Bathymetry (ocean depth) map of the Lau Basin. Credit: Fernando Martinez and Brian Taylor, University of Hawaii
A team of 27 U.S. marine scientists beginning an intensive program of exploration at the Lau Basin in the South Pacific has discovered a new cluster of hydrothermal vents along a volcanically active crack in the seafloor. About a mile and a half down, the basin could hold answers to questions about the origin of life on Earth, say the scientists, whose plans for their "South Pacific Odyssey" include an unprecedented number of research expeditions to this geologically unique "back-arc basin" during the next two years.
"This major undertaking will require the coordinated efforts of dozens of large research groups, numerous research expeditions, and the deployment of a wide array of specialized deep-sea research tools," said Penn State Professor of Biology Chuck Fisher, chair of the NSF-funded Ridge 2000 research initiative, which is behind this effort. “Because of the unusual properties of the ocean crust in the Lau Basin, we can expect to discover new species there--species that perhaps will hold new and unique secrets to share with us," Fisher said. "The microbes at sites like these--thriving in super-hot temperatures--likely have their own remarkable biochemical pathways and capabilities that we are only beginning to appreciate."

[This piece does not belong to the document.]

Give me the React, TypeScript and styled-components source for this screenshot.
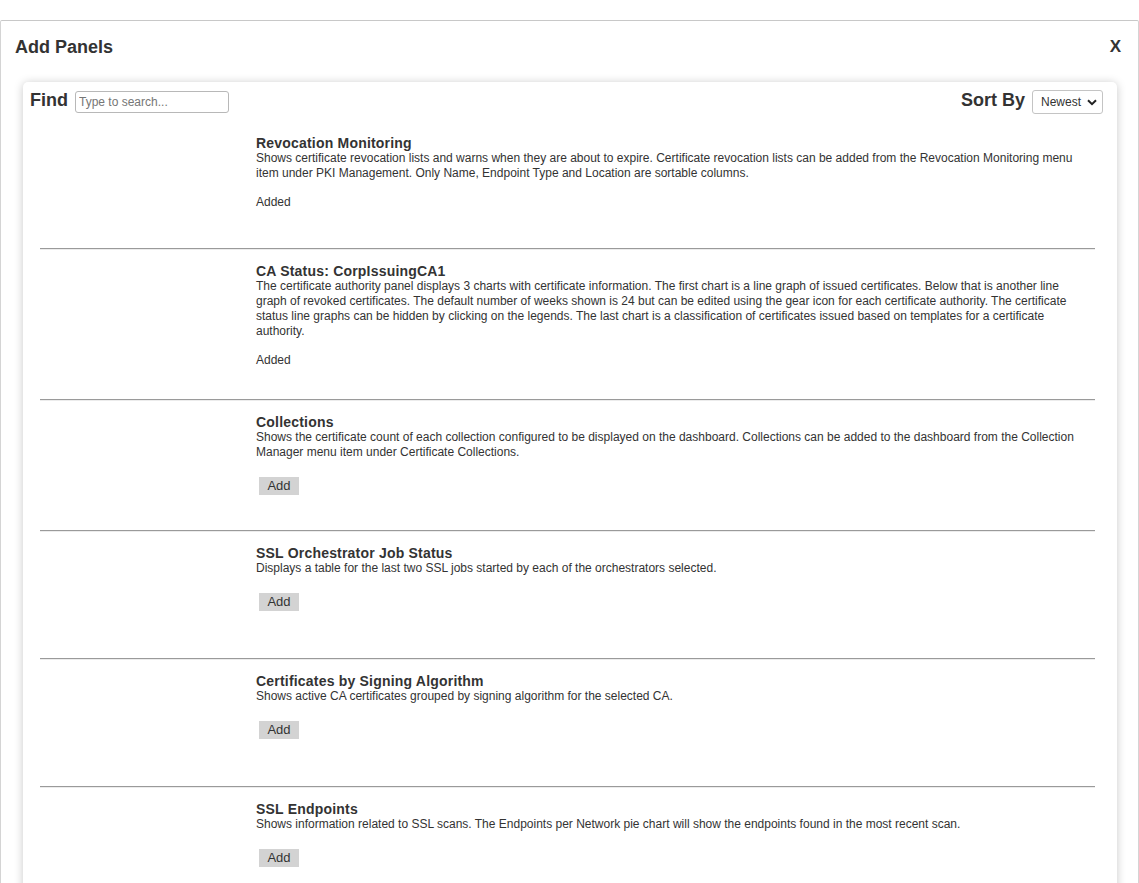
import React from "react";
import styled, { createGlobalStyle } from "styled-components";

const Global = createGlobalStyle`
  html, body {
    margin: 0;
    padding: 0;
    background: #ffffff;
    overflow: hidden;
  }
  body {
    font-family: "Liberation Sans", Arial, sans-serif;
    color: #333333;
  }
  * { box-sizing: border-box; }
`;

const Dialog = styled.div`
  margin-top: 20px;
  border-top: 1px solid #c8c8c8;
  border-left: 1px solid #d4d4d4;
  border-right: 1px solid #d4d4d4;
  border-radius: 2px 2px 0 0;
  padding: 0 21px 0 22px;
  min-height: 900px;
`;

const DialogHeader = styled.div`
  display: flex;
  justify-content: space-between;
  align-items: flex-start;
  padding: 15px 0 0 0;
  margin: 0 -4px 0 -8px;
  height: 61px;
`;

const DialogTitle = styled.h2`
  margin: 0;
  font-size: 18px;
  line-height: 22px;
  font-weight: bold;
  color: #333;
`;

const CloseButton = styled.button`
  border: none;
  background: none;
  padding: 0;
  font-family: "Liberation Sans", Arial, sans-serif;
  font-size: 17px;
  line-height: 22px;
  font-weight: bold;
  color: #333;
  cursor: pointer;
`;

const Card = styled.div`
  background: #ffffff;
  border-radius: 5px;
  box-shadow: 0 1px 10px rgba(0, 0, 0, 0.22);
`;

const Toolbar = styled.div`
  display: flex;
  justify-content: space-between;
  align-items: center;
  padding: 8px 14px 8px 7px;
`;

const ToolGroup = styled.div`
  display: flex;
  align-items: center;
  gap: 7px;
`;

const ToolLabel = styled.label`
  font-size: 18px;
  font-weight: bold;
  color: #333;
  line-height: 20px;
  position: relative;
  top: -2px;
`;

const SearchInput = styled.input`
  width: 154px;
  height: 22px;
  border: 1px solid #b8b8b8;
  border-radius: 3px;
  padding: 0 3px;
  font-family: "Liberation Sans", Arial, sans-serif;
  font-size: 12px;
  color: #333;
  &::placeholder {
    color: #767676;
  }
`;

const SelectWrap = styled.div`
  position: relative;
  width: 71px;
  height: 24px;
`;

const Select = styled.select`
  appearance: none;
  width: 100%;
  height: 100%;
  border: 1px solid #c4c4c4;
  border-radius: 3px;
  background: #fff;
  padding: 0 0 0 8px;
  font-family: "Liberation Sans", Arial, sans-serif;
  font-size: 12px;
  color: #333;
`;

const Chevron = styled.svg`
  position: absolute;
  right: 6px;
  top: 9px;
  pointer-events: none;
`;

const PanelList = styled.div`
  padding: 0 22px 0 17px;
`;

const PanelRow = styled.div`
  display: flex;
  padding: 13px 10px 31px 0;
`;

const Preview = styled.div`
  width: 216px;
  flex-shrink: 0;
`;

const PanelBody = styled.div`
  flex: 1;
  min-height: 82px;
`;

const PanelTitle = styled.div`
  font-size: 14px;
  line-height: 16px;
  font-weight: bold;
  letter-spacing: 0.2px;
  color: #333;
`;

const PanelText = styled.div`
  font-size: 12px;
  line-height: 15px;
  color: #333;
`;

const Actions = styled.div`
  display: flow-root;
  margin-top: 14px;
  font-size: 12px;
  line-height: 15px;
  color: #333;
`;

const AddButton = styled.button`
  display: block;
  margin: 3px 3px 4px;
  width: 40px;
  height: 18px;
  border: none;
  background: #d3d3d3;
  padding: 0;
  font-family: "Liberation Sans", Arial, sans-serif;
  font-size: 13px;
  line-height: 18px;
  color: #333;
  cursor: pointer;
`;

const Divider = styled.hr`
  margin: 0;
  height: 2px;
  border: none;
  border-top: 1px solid #9a9a9a;
  border-bottom: 1px solid #ececec;
`;

type Panel = {
  title: string;
  text: string;
  added: boolean;
};

const panels: Panel[] = [
  {
    title: "Revocation Monitoring",
    text: "Shows certificate revocation lists and warns when they are about to expire. Certificate revocation lists can be added from the Revocation Monitoring menu item under PKI Management. Only Name, Endpoint Type and Location are sortable columns.",
    added: true,
  },
  {
    title: "CA Status: CorpIssuingCA1",
    text: "The certificate authority panel displays 3 charts with certificate information. The first chart is a line graph of issued certificates. Below that is another line graph of revoked certificates. The default number of weeks shown is 24 but can be edited using the gear icon for each certificate authority. The certificate status line graphs can be hidden by clicking on the legends. The last chart is a classification of certificates issued based on templates for a certificate authority.",
    added: true,
  },
  {
    title: "Collections",
    text: "Shows the certificate count of each collection configured to be displayed on the dashboard. Collections can be added to the dashboard from the Collection Manager menu item under Certificate Collections.",
    added: false,
  },
  {
    title: "SSL Orchestrator Job Status",
    text: "Displays a table for the last two SSL jobs started by each of the orchestrators selected.",
    added: false,
  },
  {
    title: "Certificates by Signing Algorithm",
    text: "Shows active CA certificates grouped by signing algorithm for the selected CA.",
    added: false,
  },
  {
    title: "SSL Endpoints",
    text: "Shows information related to SSL scans. The Endpoints per Network pie chart will show the endpoints found in the most recent scan.",
    added: false,
  },
];

export default function App() {
  return (
    <>
      <Global />
      <Dialog>
        <DialogHeader>
          <DialogTitle>Add Panels</DialogTitle>
          <CloseButton>X</CloseButton>
        </DialogHeader>
        <Card>
          <Toolbar>
            <ToolGroup>
              <ToolLabel>Find</ToolLabel>
              <SearchInput placeholder="Type to search..." />
            </ToolGroup>
            <ToolGroup>
              <ToolLabel>Sort By</ToolLabel>
              <SelectWrap>
                <Select defaultValue="newest">
                  <option value="newest">Newest</option>
                  <option value="oldest">Oldest</option>
                  <option value="name">Name</option>
                </Select>
                <Chevron width="10" height="7" viewBox="0 0 10 7">
                  <path d="M1 1.2 L5 5.2 L9 1.2" fill="none" stroke="#222" strokeWidth="2" />
                </Chevron>
              </SelectWrap>
            </ToolGroup>
          </Toolbar>
          <PanelList>
            {panels.map((p, i) => (
              <React.Fragment key={p.title}>
                {i > 0 && <Divider />}
                <PanelRow>
                  <Preview />
                  <PanelBody>
                    <PanelTitle>{p.title}</PanelTitle>
                    <PanelText>{p.text}</PanelText>
                    <Actions>{p.added ? "Added" : <AddButton>Add</AddButton>}</Actions>
                  </PanelBody>
                </PanelRow>
              </React.Fragment>
            ))}
          </PanelList>
        </Card>
      </Dialog>
    </>
  );
}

"The Lau Basin is a candy store of scientific problems, and this is the first time there’s been a regional-scale perspective of hydrothermal activity in an entire back-arc basin," said Charlie Langmuir of Harvard University, a marine geologist who is the chief scientist of the current cruise and a veteran of over 20 deep-sea expeditions in the last two decades. "If we’re successful, it will also be the first time that a systematic exploration and discovery of hydrothermal vents over hundreds of kilometers has been achieved."